** Directions for this task **
Among the lines below, count those with "React". Give the total alone.

[Saved data entries]
========================================================================

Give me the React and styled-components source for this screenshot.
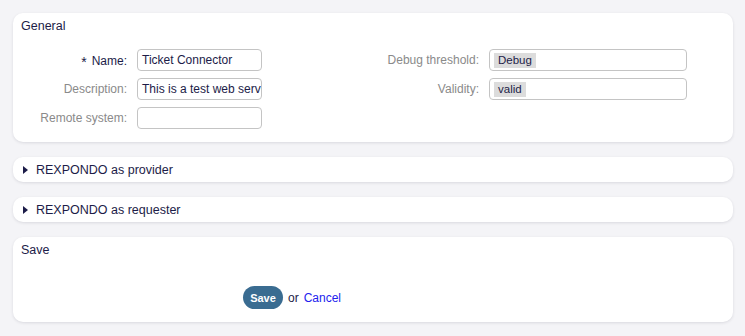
import React from 'react';
import styled, { createGlobalStyle } from 'styled-components';

const GlobalStyle = createGlobalStyle`
  html, body {
    margin: 0;
    padding: 0;
    background: #f4f4f7;
  }
  body {
    font-family: "Liberation Sans", Arial, sans-serif;
    font-size: 12px;
    color: #1c1c48;
  }
`;

const Page = styled.div`
  display: flex;
  flex-direction: column;
  gap: 15px;
  padding: 13px 12px 14px 13px;
`;

const Card = styled.section`
  background: #fff;
  border-radius: 10px;
  box-shadow: 0 1px 3px rgba(30, 30, 60, 0.12);
  padding: ${props => props.pad || '5px 8px 13px 8px'};
`;

const Title = styled.h2`
  margin: 0;
  font-size: 12.5px;
  font-weight: normal;
  line-height: 16px;
  color: #1c1c48;
`;

const FieldGrid = styled.div`
  display: grid;
  grid-template-columns: 106px 125px 1fr 198px;
  column-gap: 10px;
  row-gap: 7px;
  margin-top: 15px;
  margin-right: 38px;
  align-items: center;
`;

const Label = styled.label`
  text-align: right;
  color: ${props => (props.required ? '#1c1c48' : '#8a8a8a')};
  white-space: nowrap;
`;

const Star = styled.span`
  font-size: 14px;
  margin-right: 5px;
  position: relative;
  top: 2px;
`;

const TextInput = styled.div`
  box-sizing: border-box;
  height: 22px;
  border: 1px solid #c4c4c4;
  border-radius: 4px;
  padding: 0 4px;
  line-height: 20px;
  overflow: hidden;
  white-space: nowrap;
  color: #1c1c48;
  font-size: 12px;
`;

const Select = styled.div`
  box-sizing: border-box;
  height: 22px;
  border: 1px solid #c4c4c4;
  border-radius: 4px;
  padding: 3px 4px;
  display: flex;
  align-items: center;
`;

const Tag = styled.span`
  background: #dcdcdc;
  padding: 0 4px;
  line-height: 15px;
  font-size: 11.5px;
  color: #1c1c48;
`;

const Empty = styled.div``;

const Accordion = styled(Card)`
  display: flex;
  align-items: center;
  height: 25px;
  box-sizing: border-box;
  padding: 0 9px;
  gap: 8px;
  font-size: 12.5px;
`;

const Arrow = styled.span`
  width: 0;
  height: 0;
  border-top: 4.5px solid transparent;
  border-bottom: 4.5px solid transparent;
  border-left: 5px solid #1c1c48;
  margin-left: 1px;
`;

const Actions = styled.div`
  display: flex;
  align-items: center;
  gap: 5px;
  margin-top: 28px;
  padding-left: 222px;
`;

const Button = styled.button`
  font-family: inherit;
  font-size: 11px;
  font-weight: bold;
  color: #fff;
  background: #3a6c91;
  border: none;
  border-radius: 12px;
  height: 23px;
  width: 40px;
  padding: 0;
`;

const Link = styled.a`
  color: #2222ee;
  text-decoration: none;
`;

export default function App() {
  return (
    <>
      <GlobalStyle />
      <Page>
        <Card>
          <Title>General</Title>
          <FieldGrid>
            <Label required><Star>*</Star>Name:</Label>
            <TextInput>Ticket Connector</TextInput>
            <Label>Debug threshold:</Label>
            <Select><Tag>Debug</Tag></Select>

            <Label>Description:</Label>
            <TextInput>This is a test web serv</TextInput>
            <Label>Validity:</Label>
            <Select><Tag>valid</Tag></Select>

            <Label>Remote system:</Label>
            <TextInput />
            <Empty />
            <Empty />
          </FieldGrid>
        </Card>
        <Accordion>
          <Arrow />
          REXPONDO as provider
        </Accordion>
        <Accordion>
          <Arrow />
          REXPONDO as requester
        </Accordion>
        <Card pad="5px 8px 13px 8px">
          <Title>Save</Title>
          <Actions>
            <Button>Save</Button>
            <span>or</span>
            <Link href="#">Cancel</Link>
          </Actions>
        </Card>
      </Page>
    </>
  );
}
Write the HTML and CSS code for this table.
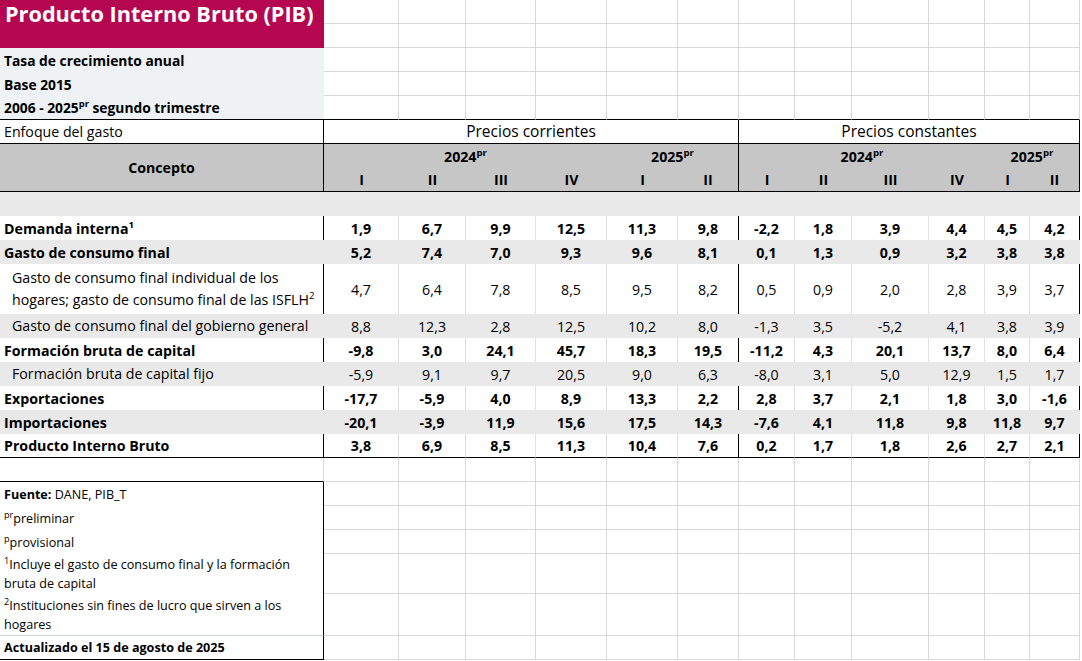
FILE: index.html
```html
<!DOCTYPE html>
<html lang="es">
<head>
<meta charset="utf-8">
<title>Producto Interno Bruto (PIB)</title>
<link rel="stylesheet" href="styles.css">
</head>
<body>
<table class="sheet">
<colgroup>
<col class="ca"><col class="cb"><col class="cc"><col class="cd"><col class="ce"><col class="cf"><col class="cg"><col class="ch"><col class="ci"><col class="cj"><col class="ck"><col class="cl"><col class="cm">
</colgroup>
<tbody>
<tr>
<td class="title" rowspan="2">Producto Interno Bruto (PIB)</td>
<td class="g"></td><td class="g"></td><td class="g"></td><td class="g"></td><td class="g"></td><td class="g"></td><td class="g"></td><td class="g"></td><td class="g"></td><td class="g"></td><td class="g"></td><td class="g"></td>
</tr>
<tr>
<td class="g"></td><td class="g"></td><td class="g"></td><td class="g"></td><td class="g"></td><td class="g"></td><td class="g"></td><td class="g"></td><td class="g"></td><td class="g"></td><td class="g"></td><td class="g"></td>
</tr>
<tr>
<td class="sub">Tasa de crecimiento anual</td>
<td class="g"></td><td class="g"></td><td class="g"></td><td class="g"></td><td class="g"></td><td class="g"></td><td class="g"></td><td class="g"></td><td class="g"></td><td class="g"></td><td class="g"></td><td class="g"></td>
</tr>
<tr>
<td class="sub">Base 2015</td>
<td class="g"></td><td class="g"></td><td class="g"></td><td class="g"></td><td class="g"></td><td class="g"></td><td class="g"></td><td class="g"></td><td class="g"></td><td class="g"></td><td class="g"></td><td class="g"></td>
</tr>
<tr class="sep">
<td class="sub">2006 - 2025<sup>pr</sup> segundo trimestre</td>
<td class="g"></td><td class="g"></td><td class="g"></td><td class="g"></td><td class="g"></td><td class="g"></td><td class="g"></td><td class="g"></td><td class="g"></td><td class="g"></td><td class="g"></td><td class="g"></td>
</tr>
<tr class="sep group">
<td class="lbl br">Enfoque del gasto</td>
<td class="br price" colspan="6">Precios corrientes</td>
<td class="br price" colspan="6">Precios constantes</td>
</tr>
<tr class="head">
<td class="concept br" rowspan="2">Concepto</td>
<td colspan="4">2024<sup>pr</sup></td>
<td class="br" colspan="2">2025<sup>pr</sup></td>
<td colspan="4">2024<sup>pr</sup></td>
<td class="br" colspan="2">2025<sup>pr</sup></td>
</tr>
<tr class="head sep">
<td>I</td><td>II</td><td>III</td><td>IV</td><td>I</td><td class="br">II</td>
<td>I</td><td>II</td><td>III</td><td>IV</td><td>I</td><td class="br">II</td>
</tr>
<tr class="row shade">
<td class="lbl br"></td>
<td></td><td></td><td></td><td></td><td></td><td class="br"></td>
<td></td><td></td><td></td><td></td><td></td><td class="br"></td>
</tr>
<tr class="row bold">
<td class="lbl br">Demanda interna<sup>1</sup></td>
<td>1,9</td><td>6,7</td><td>9,9</td><td>12,5</td><td>11,3</td><td class="br">9,8</td>
<td>-2,2</td><td>1,8</td><td>3,9</td><td>4,4</td><td>4,5</td><td class="br">4,2</td>
</tr>
<tr class="row shade bold">
<td class="lbl br">Gasto de consumo final</td>
<td>5,2</td><td>7,4</td><td>7,0</td><td>9,3</td><td>9,6</td><td class="br">8,1</td>
<td>0,1</td><td>1,3</td><td>0,9</td><td>3,2</td><td>3,8</td><td class="br">3,8</td>
</tr>
<tr class="row tall">
<td class="lbl ind br">Gasto de consumo final individual de los<br>hogares; gasto de consumo final de las ISFLH<sup>2</sup></td>
<td>4,7</td><td>6,4</td><td>7,8</td><td>8,5</td><td>9,5</td><td class="br">8,2</td>
<td>0,5</td><td>0,9</td><td>2,0</td><td>2,8</td><td>3,9</td><td class="br">3,7</td>
</tr>
<tr class="row shade">
<td class="lbl ind br">Gasto de consumo final del gobierno general</td>
<td>8,8</td><td>12,3</td><td>2,8</td><td>12,5</td><td>10,2</td><td class="br">8,0</td>
<td>-1,3</td><td>3,5</td><td>-5,2</td><td>4,1</td><td>3,8</td><td class="br">3,9</td>
</tr>
<tr class="row bold">
<td class="lbl br">Formación bruta de capital</td>
<td>-9,8</td><td>3,0</td><td>24,1</td><td>45,7</td><td>18,3</td><td class="br">19,5</td>
<td>-11,2</td><td>4,3</td><td>20,1</td><td>13,7</td><td>8,0</td><td class="br">6,4</td>
</tr>
<tr class="row shade">
<td class="lbl ind br">Formación bruta de capital fijo</td>
<td>-5,9</td><td>9,1</td><td>9,7</td><td>20,5</td><td>9,0</td><td class="br">6,3</td>
<td>-8,0</td><td>3,1</td><td>5,0</td><td>12,9</td><td>1,5</td><td class="br">1,7</td>
</tr>
<tr class="row bold">
<td class="lbl br">Exportaciones</td>
<td>-17,7</td><td>-5,9</td><td>4,0</td><td>8,9</td><td>13,3</td><td class="br">2,2</td>
<td>2,8</td><td>3,7</td><td>2,1</td><td>1,8</td><td>3,0</td><td class="br">-1,6</td>
</tr>
<tr class="row shade bold">
<td class="lbl br">Importaciones</td>
<td>-20,1</td><td>-3,9</td><td>11,9</td><td>15,6</td><td>17,5</td><td class="br">14,3</td>
<td>-7,6</td><td>4,1</td><td>11,8</td><td>9,8</td><td>11,8</td><td class="br">9,7</td>
</tr>
<tr class="row bold sep">
<td class="lbl br">Producto Interno Bruto</td>
<td>3,8</td><td>6,9</td><td>8,5</td><td>11,3</td><td>10,4</td><td class="br">7,6</td>
<td>0,2</td><td>1,7</td><td>1,8</td><td>2,6</td><td>2,7</td><td class="br">2,1</td>
</tr>
<tr>
<td class="gap"></td>
<td class="g"></td><td class="g"></td><td class="g"></td><td class="g"></td><td class="g"></td><td class="g"></td><td class="g"></td><td class="g"></td><td class="g"></td><td class="g"></td><td class="g"></td><td class="g"></td>
</tr>
<tr>
<td class="note"><b>Fuente:</b> DANE, PIB_T</td>
<td class="g"></td><td class="g"></td><td class="g"></td><td class="g"></td><td class="g"></td><td class="g"></td><td class="g"></td><td class="g"></td><td class="g"></td><td class="g"></td><td class="g"></td><td class="g"></td>
</tr>
<tr>
<td class="note"><sup>pr</sup>preliminar</td>
<td class="g"></td><td class="g"></td><td class="g"></td><td class="g"></td><td class="g"></td><td class="g"></td><td class="g"></td><td class="g"></td><td class="g"></td><td class="g"></td><td class="g"></td><td class="g"></td>
</tr>
<tr>
<td class="note"><sup>p</sup>provisional</td>
<td class="g"></td><td class="g"></td><td class="g"></td><td class="g"></td><td class="g"></td><td class="g"></td><td class="g"></td><td class="g"></td><td class="g"></td><td class="g"></td><td class="g"></td><td class="g"></td>
</tr>
<tr class="n40">
<td class="note"><sup>1</sup>Incluye el gasto de consumo final y la formación<br>bruta de capital</td>
<td class="g"></td><td class="g"></td><td class="g"></td><td class="g"></td><td class="g"></td><td class="g"></td><td class="g"></td><td class="g"></td><td class="g"></td><td class="g"></td><td class="g"></td><td class="g"></td>
</tr>
<tr class="n42">
<td class="note split"><sup>2</sup>Instituciones sin fines de lucro que sirven a los<br>hogares</td>
<td class="g"></td><td class="g"></td><td class="g"></td><td class="g"></td><td class="g"></td><td class="g"></td><td class="g"></td><td class="g"></td><td class="g"></td><td class="g"></td><td class="g"></td><td class="g"></td>
</tr>
<tr>
<td class="note end"><b>Actualizado el 15 de agosto de 2025</b></td>
<td class="g"></td><td class="g"></td><td class="g"></td><td class="g"></td><td class="g"></td><td class="g"></td><td class="g"></td><td class="g"></td><td class="g"></td><td class="g"></td><td class="g"></td><td class="g"></td>
</tr>
</tbody>
</table>
</body>
</html>
```
FILE: styles.css
```css
* { box-sizing: border-box; }
html, body { margin: 0; padding: 0; background: #fff; }
body {
  font-family: "Open Sans", "Noto Sans", "Liberation Sans", sans-serif;
  color: #000;
}

.sheet {
  border-collapse: separate;
  border-spacing: 0;
  table-layout: fixed;
  width: 1080px;
  font-size: 14.2px;
}
.ca { width: 324px; }
.cb { width: 75px; }
.cc { width: 67px; }
.cd { width: 70px; }
.ce { width: 71px; }
.cf { width: 71px; }
.cg { width: 61px; }
.ch { width: 56px; }
.ci { width: 57px; }
.cj { width: 77px; }
.ck { width: 56px; }
.cl { width: 45px; }
.cm { width: 50px; }

.sheet tr { height: 24px; }
.sheet tr.tall { height: 50px; }
.sheet tr.n40 { height: 40px; }
.sheet tr.n42 { height: 42px; }

.sheet td {
  padding: 0;
  white-space: nowrap;
  vertical-align: middle;
  line-height: 17px;
  overflow: hidden;
  text-align: center;
}

.sheet sup {
  font-size: 0.68em;
  line-height: 0;
  vertical-align: 0.62em;
}

/* grid lines of the empty sheet */
.sheet td.g {
  border-right: 1px solid #d8d8d8;
  border-bottom: 1px solid #d8d8d8;
}

.sheet td.title {
  background: #b4074f;
  color: #fff;
  font-size: 21.7px;
  font-weight: 700;
  text-align: left;
  vertical-align: top;
  padding: 0 0 0 5px;
  line-height: 28px;
}

.sheet td.sub {
  background: #eef2f5;
  font-weight: 700;
  font-size: 13.8px;
  text-align: left;
  padding-left: 4px;
}

.sheet tr.sep td { border-bottom: 1px solid #000; }
.sheet td.br { border-right: 1px solid #000; }

.sheet td.price { font-size: 15.5px; }

.head td {
  background: #c6c6c6;
  font-weight: 700;
}
.sheet td.concept { border-bottom: 1px solid #000; }

.row td { border-right: 1px solid #e0e0e0; }
.row.shade td { background: #e9e9e9; border-right-color: #e9e9e9; }
.row.bold td { font-weight: 700; }

.sheet td.lbl {
  text-align: left;
  padding-left: 4px;
}
.sheet td.ind {
  padding-left: 12px;
  font-weight: 400;
  line-height: 22px;
}

.sheet td.gap {
  border-right: 1px solid #d8d8d8;
  border-bottom: 1px solid #000;
}

.sheet td.note {
  text-align: left;
  padding-left: 4px;
  font-size: 12.6px;
  line-height: 19px;
  border-right: 1px solid #000;
}
.sheet td.note sup { font-size: 0.72em; vertical-align: 0.6em; }
.sheet td.split { border-bottom: 1px solid #cfd6cf; }
.sheet td.end { border-bottom: 1px solid #000; }
```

========================================================================

** Response to this exercise **
2